## What the task requires:
Write the number of lines holding the word "component", and nothing else.

* START Records for this exercise *

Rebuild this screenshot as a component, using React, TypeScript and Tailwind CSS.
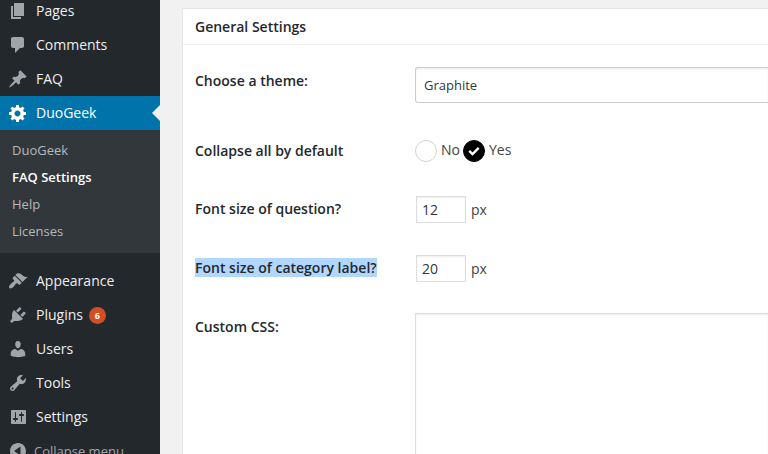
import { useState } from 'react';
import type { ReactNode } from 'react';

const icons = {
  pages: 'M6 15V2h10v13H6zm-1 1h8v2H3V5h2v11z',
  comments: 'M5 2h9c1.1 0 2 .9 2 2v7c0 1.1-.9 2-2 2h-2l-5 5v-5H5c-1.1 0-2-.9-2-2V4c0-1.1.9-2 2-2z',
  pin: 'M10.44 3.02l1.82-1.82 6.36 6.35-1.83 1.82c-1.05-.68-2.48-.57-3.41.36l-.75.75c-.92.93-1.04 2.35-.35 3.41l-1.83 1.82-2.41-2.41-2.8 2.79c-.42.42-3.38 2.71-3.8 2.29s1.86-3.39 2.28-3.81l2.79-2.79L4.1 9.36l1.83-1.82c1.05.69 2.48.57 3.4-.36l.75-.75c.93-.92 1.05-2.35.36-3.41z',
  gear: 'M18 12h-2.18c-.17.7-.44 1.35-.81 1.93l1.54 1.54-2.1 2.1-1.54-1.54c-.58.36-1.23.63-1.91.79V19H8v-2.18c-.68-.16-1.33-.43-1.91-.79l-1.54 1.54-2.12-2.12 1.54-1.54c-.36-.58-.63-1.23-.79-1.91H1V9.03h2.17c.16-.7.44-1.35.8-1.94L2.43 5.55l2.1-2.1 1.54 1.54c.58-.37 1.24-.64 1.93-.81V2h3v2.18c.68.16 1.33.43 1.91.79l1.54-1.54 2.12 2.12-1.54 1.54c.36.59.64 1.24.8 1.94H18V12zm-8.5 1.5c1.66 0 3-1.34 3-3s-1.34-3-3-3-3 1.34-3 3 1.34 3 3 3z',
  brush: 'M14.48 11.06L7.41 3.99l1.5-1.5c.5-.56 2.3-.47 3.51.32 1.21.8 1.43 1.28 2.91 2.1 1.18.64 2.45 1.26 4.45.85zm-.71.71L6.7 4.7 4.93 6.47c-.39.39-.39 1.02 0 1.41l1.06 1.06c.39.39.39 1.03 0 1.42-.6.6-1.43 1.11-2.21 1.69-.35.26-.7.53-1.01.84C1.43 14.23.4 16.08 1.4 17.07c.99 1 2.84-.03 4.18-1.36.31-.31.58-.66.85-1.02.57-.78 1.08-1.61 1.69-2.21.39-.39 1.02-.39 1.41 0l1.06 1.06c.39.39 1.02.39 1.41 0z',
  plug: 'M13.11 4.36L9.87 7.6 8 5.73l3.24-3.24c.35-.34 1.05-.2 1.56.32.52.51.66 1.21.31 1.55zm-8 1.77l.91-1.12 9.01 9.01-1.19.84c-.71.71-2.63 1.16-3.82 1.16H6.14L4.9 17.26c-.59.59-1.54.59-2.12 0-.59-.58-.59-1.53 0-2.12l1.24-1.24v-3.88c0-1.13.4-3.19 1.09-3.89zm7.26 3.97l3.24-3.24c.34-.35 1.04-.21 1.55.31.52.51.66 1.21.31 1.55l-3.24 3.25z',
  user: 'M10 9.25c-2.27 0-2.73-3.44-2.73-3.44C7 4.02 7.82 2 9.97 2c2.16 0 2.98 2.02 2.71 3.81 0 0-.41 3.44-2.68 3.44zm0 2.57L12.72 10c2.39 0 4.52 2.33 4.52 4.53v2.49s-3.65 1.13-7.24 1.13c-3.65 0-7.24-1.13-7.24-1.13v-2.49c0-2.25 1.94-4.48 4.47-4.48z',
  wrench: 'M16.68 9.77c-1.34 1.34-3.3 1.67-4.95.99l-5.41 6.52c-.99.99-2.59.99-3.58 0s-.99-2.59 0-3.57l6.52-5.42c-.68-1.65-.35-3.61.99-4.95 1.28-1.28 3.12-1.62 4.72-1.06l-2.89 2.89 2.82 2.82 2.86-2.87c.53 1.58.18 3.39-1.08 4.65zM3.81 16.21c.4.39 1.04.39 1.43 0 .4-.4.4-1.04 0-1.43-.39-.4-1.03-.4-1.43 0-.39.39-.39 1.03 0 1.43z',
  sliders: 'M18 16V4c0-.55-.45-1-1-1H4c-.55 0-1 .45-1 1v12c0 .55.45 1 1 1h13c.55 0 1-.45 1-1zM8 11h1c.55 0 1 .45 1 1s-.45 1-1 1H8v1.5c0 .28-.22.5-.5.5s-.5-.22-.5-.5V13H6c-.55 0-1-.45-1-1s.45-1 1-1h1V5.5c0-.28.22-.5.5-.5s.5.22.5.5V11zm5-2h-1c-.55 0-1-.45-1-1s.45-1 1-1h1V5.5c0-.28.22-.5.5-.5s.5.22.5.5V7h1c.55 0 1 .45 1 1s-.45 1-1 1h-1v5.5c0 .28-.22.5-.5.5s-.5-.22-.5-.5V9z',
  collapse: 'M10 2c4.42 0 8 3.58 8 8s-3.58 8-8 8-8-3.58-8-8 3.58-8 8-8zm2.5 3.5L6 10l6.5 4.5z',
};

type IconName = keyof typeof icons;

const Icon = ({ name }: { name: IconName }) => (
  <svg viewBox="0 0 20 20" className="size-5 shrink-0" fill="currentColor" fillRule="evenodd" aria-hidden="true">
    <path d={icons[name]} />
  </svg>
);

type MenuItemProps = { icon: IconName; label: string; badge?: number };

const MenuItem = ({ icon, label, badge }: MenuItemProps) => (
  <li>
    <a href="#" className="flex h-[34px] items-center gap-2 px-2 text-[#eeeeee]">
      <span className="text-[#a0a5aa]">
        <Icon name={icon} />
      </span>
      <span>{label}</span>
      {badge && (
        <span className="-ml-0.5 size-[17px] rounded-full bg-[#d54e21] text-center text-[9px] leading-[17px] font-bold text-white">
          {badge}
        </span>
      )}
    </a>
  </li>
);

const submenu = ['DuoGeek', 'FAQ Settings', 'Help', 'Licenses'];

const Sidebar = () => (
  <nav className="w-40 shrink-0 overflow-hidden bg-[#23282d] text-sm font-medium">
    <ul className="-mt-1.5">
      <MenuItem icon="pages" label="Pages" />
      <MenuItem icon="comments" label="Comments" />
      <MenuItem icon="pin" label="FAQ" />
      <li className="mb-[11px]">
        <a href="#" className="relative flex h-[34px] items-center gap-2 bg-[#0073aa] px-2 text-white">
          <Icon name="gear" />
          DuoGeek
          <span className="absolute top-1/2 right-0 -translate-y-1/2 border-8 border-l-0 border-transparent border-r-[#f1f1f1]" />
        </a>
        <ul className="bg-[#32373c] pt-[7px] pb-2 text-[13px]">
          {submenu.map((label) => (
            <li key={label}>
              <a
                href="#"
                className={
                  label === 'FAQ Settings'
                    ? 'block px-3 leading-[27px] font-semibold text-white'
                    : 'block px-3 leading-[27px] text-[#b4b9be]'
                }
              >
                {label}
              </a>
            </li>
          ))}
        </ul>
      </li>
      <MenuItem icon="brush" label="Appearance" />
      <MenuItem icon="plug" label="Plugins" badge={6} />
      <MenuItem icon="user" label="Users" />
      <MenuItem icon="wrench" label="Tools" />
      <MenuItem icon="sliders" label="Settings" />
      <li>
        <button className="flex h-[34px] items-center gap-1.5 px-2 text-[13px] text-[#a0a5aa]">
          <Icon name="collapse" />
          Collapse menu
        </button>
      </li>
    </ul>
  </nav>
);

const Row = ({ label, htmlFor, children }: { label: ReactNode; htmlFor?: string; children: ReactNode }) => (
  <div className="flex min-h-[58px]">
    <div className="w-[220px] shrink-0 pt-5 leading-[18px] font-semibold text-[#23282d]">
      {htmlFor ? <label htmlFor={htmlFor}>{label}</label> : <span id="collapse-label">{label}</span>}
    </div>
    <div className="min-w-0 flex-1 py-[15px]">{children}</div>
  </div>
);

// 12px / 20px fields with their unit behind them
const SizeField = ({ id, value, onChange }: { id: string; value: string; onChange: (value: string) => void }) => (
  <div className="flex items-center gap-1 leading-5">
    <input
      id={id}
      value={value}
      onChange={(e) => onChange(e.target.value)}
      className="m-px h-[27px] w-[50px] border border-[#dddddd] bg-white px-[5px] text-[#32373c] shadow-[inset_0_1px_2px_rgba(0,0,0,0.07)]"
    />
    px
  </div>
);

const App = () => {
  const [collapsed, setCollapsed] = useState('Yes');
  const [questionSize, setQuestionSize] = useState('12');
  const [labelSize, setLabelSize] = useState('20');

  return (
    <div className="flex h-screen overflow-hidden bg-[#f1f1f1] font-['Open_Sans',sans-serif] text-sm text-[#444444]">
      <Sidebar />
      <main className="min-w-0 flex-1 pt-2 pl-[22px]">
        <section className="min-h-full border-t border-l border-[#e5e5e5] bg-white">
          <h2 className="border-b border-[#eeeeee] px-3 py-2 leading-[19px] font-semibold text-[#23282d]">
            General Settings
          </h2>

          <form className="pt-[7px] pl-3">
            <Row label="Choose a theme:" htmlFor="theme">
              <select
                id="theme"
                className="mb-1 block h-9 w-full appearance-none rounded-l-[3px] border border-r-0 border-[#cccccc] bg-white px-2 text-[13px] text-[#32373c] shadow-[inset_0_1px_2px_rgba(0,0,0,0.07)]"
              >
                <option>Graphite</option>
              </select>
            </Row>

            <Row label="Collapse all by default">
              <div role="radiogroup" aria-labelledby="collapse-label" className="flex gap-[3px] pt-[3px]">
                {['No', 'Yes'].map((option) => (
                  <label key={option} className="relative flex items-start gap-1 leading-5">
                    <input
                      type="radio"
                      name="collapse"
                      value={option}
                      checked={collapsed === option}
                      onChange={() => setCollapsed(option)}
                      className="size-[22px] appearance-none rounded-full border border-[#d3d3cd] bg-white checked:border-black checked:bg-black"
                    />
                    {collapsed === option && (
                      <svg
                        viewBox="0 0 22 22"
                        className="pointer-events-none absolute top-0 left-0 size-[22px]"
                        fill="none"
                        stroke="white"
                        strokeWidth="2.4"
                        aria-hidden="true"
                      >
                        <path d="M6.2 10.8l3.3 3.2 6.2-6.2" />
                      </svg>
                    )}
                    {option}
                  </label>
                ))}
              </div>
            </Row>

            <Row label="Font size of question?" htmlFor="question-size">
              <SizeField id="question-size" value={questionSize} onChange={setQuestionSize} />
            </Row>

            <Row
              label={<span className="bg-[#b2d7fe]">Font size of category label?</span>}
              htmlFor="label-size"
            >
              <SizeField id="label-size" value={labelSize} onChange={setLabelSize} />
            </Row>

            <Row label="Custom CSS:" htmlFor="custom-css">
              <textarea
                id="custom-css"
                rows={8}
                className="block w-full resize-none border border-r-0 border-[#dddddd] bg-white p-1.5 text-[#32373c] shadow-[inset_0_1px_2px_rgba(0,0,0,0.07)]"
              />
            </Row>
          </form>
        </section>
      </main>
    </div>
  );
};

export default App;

* END Records for this exercise *
* START Records for this exercise *

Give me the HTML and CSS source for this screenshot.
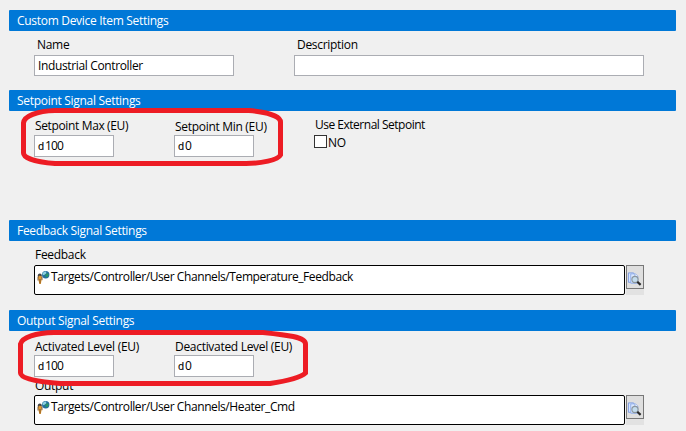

* END Records for this exercise *
* START Records for this exercise *

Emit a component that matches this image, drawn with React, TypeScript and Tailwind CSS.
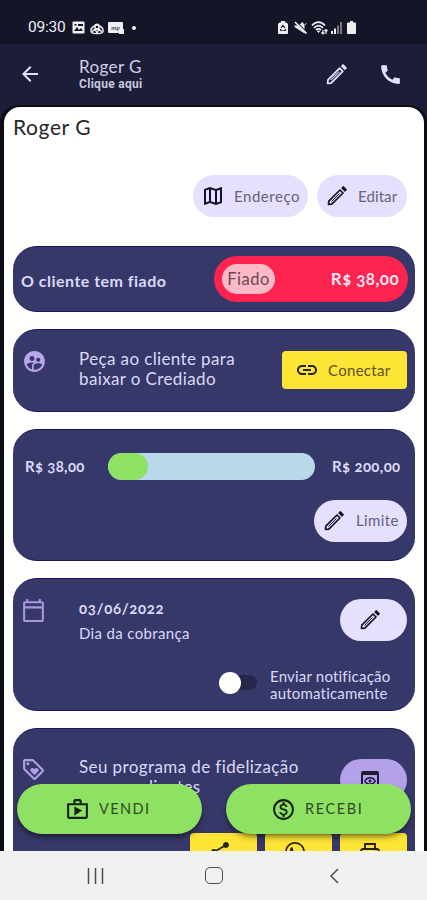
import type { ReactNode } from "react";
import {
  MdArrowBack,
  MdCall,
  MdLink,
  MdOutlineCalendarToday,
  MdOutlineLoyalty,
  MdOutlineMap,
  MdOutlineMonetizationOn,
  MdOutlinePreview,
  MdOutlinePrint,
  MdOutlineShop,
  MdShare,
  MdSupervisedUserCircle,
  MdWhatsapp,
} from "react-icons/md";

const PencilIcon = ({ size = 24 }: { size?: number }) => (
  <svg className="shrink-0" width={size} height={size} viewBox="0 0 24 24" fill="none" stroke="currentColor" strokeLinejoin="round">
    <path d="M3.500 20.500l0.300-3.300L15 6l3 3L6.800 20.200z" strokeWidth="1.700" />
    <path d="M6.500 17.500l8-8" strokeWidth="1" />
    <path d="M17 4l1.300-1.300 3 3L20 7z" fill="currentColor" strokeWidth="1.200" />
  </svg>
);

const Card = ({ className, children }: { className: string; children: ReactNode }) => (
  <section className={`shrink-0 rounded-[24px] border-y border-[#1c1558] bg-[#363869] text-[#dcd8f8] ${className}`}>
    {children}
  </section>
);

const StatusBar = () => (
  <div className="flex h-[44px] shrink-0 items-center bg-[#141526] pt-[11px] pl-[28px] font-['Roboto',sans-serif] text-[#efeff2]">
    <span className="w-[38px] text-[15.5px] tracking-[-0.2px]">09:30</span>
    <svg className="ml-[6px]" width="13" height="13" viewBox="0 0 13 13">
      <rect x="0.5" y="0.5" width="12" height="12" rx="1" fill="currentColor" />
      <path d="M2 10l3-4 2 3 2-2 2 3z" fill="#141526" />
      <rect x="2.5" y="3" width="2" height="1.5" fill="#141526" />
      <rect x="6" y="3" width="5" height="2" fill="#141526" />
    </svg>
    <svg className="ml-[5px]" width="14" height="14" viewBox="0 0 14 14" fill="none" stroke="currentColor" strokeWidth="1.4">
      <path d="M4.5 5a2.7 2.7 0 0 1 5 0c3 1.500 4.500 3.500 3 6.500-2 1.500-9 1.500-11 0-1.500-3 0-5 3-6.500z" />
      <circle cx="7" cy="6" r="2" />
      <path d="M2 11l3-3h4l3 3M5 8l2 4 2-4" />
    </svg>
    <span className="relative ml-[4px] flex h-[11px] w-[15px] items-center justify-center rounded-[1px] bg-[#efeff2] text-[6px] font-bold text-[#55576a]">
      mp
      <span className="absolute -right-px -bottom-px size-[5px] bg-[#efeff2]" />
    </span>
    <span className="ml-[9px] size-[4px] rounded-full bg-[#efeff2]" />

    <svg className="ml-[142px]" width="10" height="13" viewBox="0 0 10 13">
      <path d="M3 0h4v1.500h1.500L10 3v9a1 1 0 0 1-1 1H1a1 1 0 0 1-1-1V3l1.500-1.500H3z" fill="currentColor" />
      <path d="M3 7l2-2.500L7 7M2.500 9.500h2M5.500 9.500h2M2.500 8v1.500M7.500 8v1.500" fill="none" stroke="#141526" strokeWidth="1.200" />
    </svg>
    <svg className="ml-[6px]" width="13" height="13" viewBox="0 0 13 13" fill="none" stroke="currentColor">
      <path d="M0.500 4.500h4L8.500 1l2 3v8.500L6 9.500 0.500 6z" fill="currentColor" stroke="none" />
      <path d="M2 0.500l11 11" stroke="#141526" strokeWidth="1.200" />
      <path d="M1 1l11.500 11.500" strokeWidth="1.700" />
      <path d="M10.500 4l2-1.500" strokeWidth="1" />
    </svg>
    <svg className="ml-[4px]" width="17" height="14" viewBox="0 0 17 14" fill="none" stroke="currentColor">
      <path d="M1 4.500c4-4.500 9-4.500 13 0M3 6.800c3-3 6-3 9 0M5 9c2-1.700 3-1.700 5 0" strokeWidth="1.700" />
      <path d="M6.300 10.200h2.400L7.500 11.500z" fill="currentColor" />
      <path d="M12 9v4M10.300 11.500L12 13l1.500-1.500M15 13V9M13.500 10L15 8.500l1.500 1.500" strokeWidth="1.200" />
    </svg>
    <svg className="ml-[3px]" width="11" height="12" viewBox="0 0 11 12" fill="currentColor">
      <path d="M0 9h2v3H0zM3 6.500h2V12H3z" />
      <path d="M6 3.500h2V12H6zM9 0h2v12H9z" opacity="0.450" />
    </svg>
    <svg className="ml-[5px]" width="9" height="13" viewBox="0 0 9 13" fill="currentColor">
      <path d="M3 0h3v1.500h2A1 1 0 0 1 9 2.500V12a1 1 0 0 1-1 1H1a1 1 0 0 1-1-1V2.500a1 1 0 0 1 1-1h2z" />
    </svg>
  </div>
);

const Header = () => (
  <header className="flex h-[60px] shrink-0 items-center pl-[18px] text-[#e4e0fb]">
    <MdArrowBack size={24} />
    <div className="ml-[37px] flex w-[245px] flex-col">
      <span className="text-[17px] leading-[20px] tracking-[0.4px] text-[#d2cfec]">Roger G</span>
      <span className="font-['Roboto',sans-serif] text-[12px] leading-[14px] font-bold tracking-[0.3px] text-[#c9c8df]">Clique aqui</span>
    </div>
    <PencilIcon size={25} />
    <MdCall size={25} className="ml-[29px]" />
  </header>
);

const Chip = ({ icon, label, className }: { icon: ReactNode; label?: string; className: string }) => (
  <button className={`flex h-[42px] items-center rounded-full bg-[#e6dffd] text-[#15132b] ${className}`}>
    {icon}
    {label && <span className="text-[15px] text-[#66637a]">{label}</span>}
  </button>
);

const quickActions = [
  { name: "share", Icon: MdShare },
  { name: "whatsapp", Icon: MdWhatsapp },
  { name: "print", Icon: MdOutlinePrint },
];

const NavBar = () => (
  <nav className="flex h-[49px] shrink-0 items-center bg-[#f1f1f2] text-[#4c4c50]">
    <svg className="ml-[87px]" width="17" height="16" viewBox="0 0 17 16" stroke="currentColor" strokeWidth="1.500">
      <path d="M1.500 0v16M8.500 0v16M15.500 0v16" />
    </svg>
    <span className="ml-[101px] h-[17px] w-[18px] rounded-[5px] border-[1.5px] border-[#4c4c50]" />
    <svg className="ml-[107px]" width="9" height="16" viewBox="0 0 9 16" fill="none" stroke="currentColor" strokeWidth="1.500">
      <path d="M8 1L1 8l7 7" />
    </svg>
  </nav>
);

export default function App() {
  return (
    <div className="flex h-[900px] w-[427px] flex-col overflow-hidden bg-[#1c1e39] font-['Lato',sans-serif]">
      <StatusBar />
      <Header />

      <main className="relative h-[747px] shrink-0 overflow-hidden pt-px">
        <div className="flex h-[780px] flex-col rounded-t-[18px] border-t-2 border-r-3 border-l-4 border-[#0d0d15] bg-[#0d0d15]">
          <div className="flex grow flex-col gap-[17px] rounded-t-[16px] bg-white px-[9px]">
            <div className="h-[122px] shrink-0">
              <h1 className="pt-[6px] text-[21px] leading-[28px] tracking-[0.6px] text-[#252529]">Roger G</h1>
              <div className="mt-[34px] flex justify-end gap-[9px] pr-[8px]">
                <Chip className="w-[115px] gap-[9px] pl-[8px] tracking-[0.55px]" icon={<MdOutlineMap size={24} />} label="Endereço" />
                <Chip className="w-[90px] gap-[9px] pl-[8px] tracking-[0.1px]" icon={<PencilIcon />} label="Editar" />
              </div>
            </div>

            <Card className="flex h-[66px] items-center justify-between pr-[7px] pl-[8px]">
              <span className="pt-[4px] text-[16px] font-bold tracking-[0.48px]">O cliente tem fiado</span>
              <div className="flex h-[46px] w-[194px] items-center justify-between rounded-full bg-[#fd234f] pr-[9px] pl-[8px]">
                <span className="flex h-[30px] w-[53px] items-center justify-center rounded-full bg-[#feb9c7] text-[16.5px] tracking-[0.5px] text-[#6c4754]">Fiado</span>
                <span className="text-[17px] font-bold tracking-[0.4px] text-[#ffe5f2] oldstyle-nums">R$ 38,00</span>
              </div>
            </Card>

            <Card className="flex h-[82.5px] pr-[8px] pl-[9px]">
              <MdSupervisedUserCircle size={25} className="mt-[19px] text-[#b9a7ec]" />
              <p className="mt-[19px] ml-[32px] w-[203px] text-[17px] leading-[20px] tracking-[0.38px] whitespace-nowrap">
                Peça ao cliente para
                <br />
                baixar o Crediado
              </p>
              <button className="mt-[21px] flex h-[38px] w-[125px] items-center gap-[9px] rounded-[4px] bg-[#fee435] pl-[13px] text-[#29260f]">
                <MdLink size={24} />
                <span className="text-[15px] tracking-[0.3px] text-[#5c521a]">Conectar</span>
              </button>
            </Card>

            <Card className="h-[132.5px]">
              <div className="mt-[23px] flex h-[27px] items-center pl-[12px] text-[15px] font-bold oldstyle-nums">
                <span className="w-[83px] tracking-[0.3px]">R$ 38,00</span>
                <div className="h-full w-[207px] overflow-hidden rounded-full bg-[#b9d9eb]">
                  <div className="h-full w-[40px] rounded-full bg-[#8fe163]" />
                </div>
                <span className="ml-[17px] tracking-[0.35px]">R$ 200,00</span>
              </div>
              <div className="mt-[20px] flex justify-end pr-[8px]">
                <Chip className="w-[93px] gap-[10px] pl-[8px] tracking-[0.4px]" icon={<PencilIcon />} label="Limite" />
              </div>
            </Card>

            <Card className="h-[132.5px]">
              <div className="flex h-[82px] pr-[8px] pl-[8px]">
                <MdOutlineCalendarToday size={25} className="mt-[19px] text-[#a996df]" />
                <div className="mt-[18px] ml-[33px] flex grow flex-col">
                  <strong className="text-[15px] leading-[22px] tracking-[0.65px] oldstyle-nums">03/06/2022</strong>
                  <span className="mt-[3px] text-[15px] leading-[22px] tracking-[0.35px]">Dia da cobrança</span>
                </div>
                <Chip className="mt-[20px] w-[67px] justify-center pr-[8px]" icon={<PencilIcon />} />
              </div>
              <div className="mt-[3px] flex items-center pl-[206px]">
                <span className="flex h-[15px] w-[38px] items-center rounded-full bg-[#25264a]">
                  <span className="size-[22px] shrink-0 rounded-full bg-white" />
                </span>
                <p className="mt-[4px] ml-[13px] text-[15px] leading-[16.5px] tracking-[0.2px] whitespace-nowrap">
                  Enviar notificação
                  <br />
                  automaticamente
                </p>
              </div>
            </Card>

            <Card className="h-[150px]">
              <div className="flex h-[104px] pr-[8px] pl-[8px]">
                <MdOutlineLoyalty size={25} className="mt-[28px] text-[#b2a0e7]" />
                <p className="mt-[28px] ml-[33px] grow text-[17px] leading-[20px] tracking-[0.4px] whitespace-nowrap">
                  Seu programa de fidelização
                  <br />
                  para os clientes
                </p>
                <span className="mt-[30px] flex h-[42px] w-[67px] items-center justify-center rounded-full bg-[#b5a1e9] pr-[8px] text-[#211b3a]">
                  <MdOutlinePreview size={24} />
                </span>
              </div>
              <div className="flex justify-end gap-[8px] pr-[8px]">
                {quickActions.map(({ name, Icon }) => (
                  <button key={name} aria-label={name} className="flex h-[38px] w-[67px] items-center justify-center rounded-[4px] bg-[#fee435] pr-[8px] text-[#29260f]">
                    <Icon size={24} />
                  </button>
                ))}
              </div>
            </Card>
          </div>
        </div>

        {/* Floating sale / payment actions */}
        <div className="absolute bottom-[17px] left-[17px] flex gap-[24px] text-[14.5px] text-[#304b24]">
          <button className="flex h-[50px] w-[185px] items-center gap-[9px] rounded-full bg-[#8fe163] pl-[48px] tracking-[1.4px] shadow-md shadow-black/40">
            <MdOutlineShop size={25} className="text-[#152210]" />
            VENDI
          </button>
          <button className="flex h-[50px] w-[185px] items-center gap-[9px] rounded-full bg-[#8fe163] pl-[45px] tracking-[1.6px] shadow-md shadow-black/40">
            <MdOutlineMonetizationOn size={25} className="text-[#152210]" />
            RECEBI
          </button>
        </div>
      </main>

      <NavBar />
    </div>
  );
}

* END Records for this exercise *

## Result:
2